** Start of SUPPLIED INFORMATION **

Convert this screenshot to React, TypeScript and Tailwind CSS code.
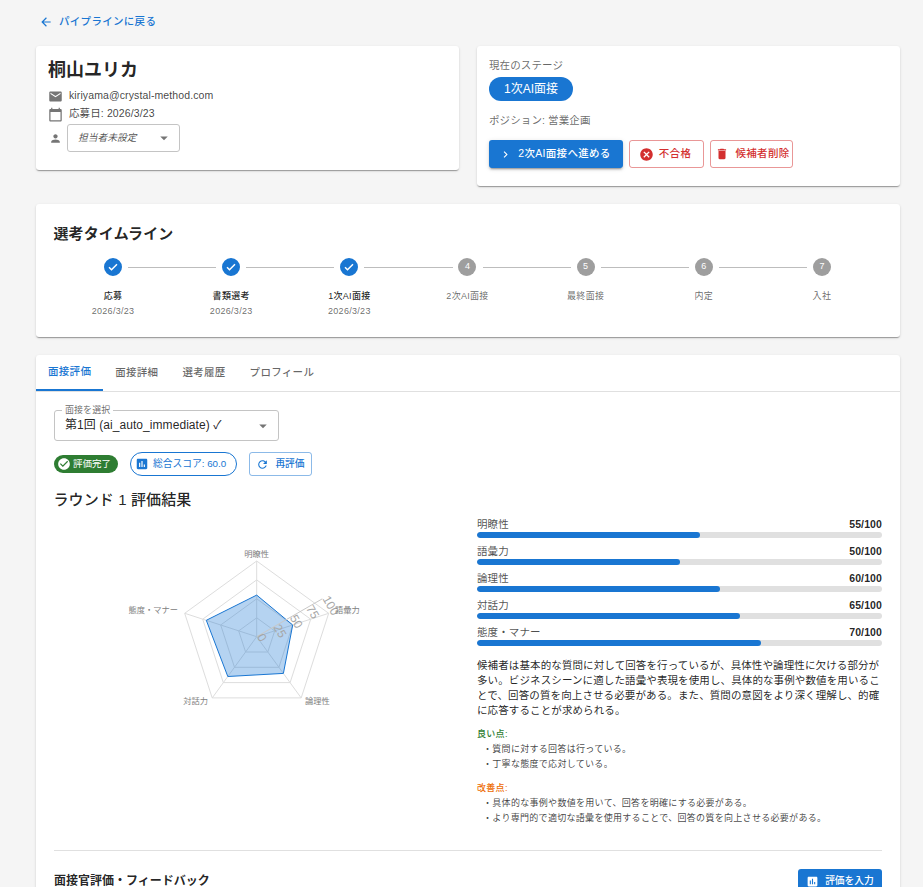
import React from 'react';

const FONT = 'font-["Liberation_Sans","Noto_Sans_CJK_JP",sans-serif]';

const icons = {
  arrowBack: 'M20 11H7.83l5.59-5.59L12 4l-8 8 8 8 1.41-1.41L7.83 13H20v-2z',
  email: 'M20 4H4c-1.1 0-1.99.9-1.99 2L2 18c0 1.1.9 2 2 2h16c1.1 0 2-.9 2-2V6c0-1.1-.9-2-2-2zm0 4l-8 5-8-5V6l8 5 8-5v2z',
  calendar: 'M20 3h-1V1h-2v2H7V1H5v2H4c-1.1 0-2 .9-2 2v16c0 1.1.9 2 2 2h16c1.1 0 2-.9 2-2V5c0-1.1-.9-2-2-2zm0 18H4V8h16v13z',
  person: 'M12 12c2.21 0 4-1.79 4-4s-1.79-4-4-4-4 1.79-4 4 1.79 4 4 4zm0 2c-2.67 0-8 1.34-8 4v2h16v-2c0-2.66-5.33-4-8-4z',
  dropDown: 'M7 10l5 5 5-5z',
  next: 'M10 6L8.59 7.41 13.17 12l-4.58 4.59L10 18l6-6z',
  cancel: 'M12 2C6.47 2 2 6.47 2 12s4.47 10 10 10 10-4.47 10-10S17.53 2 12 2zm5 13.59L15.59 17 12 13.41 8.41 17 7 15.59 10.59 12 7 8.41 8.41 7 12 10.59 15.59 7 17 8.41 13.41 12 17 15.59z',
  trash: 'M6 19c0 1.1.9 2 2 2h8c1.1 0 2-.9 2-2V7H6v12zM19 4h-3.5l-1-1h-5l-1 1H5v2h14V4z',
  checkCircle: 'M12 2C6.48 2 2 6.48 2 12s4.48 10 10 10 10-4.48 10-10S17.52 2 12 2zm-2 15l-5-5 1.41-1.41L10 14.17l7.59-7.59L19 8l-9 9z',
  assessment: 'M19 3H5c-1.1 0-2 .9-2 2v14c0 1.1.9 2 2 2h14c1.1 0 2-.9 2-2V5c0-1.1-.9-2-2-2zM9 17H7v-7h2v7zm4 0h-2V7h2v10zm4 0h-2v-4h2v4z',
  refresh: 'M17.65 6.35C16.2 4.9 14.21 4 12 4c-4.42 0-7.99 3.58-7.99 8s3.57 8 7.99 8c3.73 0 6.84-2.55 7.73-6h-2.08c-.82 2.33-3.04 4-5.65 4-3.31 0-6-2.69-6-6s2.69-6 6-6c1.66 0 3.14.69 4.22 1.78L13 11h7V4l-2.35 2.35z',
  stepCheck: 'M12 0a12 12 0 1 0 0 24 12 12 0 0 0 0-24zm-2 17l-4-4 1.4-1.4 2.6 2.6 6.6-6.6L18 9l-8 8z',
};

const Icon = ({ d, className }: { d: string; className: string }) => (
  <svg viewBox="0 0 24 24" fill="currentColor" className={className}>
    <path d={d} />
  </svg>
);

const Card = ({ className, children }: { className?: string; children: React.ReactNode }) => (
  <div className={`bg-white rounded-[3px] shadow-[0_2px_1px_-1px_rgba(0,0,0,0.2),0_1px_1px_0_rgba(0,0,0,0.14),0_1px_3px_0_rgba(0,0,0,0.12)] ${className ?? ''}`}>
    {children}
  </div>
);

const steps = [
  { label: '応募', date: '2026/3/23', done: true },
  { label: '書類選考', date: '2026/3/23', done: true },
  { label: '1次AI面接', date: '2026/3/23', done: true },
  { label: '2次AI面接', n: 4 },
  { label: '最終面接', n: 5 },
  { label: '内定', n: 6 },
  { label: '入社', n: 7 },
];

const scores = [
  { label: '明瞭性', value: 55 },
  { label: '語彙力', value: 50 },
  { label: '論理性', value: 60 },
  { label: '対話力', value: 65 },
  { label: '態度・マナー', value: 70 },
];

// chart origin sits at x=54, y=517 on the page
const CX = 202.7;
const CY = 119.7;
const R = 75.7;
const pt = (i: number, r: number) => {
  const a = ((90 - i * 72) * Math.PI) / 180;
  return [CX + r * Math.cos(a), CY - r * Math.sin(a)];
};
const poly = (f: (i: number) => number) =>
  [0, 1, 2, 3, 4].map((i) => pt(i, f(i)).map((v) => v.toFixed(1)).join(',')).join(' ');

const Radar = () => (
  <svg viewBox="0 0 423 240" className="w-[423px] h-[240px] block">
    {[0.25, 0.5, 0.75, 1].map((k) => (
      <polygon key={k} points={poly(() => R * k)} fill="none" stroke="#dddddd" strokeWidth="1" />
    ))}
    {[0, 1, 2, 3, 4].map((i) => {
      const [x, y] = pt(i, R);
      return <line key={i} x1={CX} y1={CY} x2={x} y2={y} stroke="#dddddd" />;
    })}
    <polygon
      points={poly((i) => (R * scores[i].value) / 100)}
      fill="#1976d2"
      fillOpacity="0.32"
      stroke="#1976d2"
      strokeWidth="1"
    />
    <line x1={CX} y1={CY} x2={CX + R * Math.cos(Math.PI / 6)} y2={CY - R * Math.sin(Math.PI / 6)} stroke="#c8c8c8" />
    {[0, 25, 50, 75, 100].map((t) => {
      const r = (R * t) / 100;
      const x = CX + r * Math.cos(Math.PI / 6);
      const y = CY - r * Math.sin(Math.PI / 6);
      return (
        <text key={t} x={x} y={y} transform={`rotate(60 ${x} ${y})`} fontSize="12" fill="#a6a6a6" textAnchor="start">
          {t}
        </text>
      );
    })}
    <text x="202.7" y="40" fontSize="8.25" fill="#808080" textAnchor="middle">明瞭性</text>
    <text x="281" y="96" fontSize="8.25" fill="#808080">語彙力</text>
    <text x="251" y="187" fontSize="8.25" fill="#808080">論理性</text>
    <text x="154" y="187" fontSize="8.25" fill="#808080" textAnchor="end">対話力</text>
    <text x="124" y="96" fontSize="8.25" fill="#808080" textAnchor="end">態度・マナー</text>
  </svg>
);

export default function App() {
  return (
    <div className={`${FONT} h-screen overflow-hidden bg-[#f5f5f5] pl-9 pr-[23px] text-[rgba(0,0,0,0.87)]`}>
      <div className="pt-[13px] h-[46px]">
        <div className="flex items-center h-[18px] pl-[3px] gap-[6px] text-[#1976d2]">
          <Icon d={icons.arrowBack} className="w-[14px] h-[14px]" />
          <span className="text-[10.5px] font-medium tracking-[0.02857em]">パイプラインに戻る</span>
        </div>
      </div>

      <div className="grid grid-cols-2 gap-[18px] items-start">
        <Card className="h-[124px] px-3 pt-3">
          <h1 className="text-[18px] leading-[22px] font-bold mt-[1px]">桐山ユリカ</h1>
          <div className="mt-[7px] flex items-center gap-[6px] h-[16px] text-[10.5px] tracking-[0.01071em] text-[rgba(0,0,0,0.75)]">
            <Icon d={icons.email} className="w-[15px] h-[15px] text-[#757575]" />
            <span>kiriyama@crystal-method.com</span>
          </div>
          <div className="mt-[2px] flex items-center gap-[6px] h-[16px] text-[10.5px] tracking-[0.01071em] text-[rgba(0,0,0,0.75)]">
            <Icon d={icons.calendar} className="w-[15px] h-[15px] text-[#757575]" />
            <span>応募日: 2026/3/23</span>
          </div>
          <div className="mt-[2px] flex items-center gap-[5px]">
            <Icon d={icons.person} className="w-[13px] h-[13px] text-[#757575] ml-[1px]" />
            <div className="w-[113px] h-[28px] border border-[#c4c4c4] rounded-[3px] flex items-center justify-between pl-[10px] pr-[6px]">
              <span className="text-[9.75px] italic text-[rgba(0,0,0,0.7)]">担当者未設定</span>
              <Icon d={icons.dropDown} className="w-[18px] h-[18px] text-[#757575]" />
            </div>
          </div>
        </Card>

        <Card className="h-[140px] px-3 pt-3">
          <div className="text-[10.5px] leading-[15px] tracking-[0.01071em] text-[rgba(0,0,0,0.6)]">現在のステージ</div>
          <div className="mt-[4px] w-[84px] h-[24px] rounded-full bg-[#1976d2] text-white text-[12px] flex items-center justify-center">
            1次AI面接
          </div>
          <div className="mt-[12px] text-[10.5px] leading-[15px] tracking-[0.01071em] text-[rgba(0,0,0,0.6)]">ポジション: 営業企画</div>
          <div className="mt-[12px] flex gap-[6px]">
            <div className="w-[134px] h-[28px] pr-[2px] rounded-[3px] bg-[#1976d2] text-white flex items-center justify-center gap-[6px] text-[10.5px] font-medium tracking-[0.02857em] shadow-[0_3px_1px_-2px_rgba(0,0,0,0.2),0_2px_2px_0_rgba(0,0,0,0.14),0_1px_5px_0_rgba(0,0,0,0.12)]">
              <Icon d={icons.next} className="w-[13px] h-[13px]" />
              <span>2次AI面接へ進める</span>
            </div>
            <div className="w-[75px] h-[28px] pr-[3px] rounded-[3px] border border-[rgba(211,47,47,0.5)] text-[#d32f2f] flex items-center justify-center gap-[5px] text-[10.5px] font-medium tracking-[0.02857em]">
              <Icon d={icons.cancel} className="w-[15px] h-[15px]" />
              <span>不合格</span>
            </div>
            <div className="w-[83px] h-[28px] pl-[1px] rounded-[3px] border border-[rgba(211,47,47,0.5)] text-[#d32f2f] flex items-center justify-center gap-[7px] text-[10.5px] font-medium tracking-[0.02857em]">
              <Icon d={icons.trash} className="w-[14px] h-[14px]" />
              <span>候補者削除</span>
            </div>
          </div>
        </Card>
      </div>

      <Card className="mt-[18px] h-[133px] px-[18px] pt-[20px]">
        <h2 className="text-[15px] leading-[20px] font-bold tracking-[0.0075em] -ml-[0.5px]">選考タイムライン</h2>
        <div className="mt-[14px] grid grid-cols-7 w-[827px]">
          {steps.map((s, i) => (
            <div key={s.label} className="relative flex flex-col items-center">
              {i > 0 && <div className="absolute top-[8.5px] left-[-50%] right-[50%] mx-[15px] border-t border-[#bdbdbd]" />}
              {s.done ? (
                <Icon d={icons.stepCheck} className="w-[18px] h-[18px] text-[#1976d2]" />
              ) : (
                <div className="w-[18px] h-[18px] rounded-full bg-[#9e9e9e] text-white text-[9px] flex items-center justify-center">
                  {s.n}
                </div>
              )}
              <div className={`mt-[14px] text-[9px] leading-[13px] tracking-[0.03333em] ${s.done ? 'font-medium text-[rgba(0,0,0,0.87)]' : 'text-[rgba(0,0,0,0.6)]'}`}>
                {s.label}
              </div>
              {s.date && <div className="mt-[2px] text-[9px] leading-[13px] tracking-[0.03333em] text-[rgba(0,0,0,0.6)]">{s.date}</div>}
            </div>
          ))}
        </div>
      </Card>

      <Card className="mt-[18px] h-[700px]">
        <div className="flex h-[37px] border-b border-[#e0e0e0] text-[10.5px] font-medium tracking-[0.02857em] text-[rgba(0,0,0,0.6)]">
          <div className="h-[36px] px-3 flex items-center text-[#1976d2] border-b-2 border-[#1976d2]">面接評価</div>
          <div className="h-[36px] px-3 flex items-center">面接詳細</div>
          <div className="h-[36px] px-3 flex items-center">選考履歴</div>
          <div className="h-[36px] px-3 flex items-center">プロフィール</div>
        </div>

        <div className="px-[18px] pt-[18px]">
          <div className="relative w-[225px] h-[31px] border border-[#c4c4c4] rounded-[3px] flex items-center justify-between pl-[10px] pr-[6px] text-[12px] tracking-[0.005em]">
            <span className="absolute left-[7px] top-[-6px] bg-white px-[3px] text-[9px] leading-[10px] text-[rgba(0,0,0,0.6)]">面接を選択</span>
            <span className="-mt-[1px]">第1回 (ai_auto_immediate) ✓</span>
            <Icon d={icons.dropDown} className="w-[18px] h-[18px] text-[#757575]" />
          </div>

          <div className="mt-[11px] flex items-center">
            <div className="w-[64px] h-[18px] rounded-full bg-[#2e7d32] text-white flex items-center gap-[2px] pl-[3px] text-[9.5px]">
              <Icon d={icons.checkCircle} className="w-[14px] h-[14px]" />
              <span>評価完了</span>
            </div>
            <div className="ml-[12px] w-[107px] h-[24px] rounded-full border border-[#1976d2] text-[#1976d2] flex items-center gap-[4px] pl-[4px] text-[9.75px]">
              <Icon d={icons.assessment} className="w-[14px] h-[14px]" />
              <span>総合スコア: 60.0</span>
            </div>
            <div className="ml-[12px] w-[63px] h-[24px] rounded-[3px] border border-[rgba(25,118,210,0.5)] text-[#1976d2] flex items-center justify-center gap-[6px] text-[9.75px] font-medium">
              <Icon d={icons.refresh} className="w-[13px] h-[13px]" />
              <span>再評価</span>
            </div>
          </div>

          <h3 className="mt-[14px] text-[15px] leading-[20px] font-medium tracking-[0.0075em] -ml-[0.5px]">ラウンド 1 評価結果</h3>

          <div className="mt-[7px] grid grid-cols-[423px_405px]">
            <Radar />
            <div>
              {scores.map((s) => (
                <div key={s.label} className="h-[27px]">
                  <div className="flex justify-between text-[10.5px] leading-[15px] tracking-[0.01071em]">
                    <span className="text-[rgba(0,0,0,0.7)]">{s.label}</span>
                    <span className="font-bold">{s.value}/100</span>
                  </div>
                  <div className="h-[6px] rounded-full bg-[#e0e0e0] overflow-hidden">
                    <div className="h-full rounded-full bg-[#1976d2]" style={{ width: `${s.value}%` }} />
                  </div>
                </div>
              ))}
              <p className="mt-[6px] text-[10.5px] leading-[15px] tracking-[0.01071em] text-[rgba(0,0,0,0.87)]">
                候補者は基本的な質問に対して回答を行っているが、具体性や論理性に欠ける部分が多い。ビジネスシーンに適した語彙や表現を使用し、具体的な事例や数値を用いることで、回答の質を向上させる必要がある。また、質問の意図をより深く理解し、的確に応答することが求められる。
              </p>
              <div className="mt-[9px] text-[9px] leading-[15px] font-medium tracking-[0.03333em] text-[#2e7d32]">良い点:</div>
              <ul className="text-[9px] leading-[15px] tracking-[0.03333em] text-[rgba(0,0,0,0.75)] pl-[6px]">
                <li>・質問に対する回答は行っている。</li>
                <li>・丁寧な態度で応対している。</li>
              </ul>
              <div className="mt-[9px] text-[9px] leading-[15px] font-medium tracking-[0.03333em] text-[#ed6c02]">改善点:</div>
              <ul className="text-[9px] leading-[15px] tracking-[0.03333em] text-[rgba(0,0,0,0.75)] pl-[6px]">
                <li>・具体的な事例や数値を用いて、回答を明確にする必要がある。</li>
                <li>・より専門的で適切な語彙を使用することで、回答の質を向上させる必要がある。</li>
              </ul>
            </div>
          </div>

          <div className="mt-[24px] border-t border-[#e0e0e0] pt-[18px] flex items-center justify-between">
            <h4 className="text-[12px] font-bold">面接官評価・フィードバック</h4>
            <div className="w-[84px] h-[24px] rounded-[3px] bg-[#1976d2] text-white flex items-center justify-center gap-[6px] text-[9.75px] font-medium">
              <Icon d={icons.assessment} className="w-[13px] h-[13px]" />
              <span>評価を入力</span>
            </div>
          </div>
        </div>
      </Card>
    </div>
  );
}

** End of SUPPLIED INFORMATION **

### [THE EXERCISE]
Pick out every line above that contains the word "React" and copy it.

### [WRITTEN SOLUTION]
Convert this screenshot to React, TypeScript and Tailwind CSS code.
import React from 'react';
const Card = ({ className, children }: { className?: string; children: React.ReactNode }) => (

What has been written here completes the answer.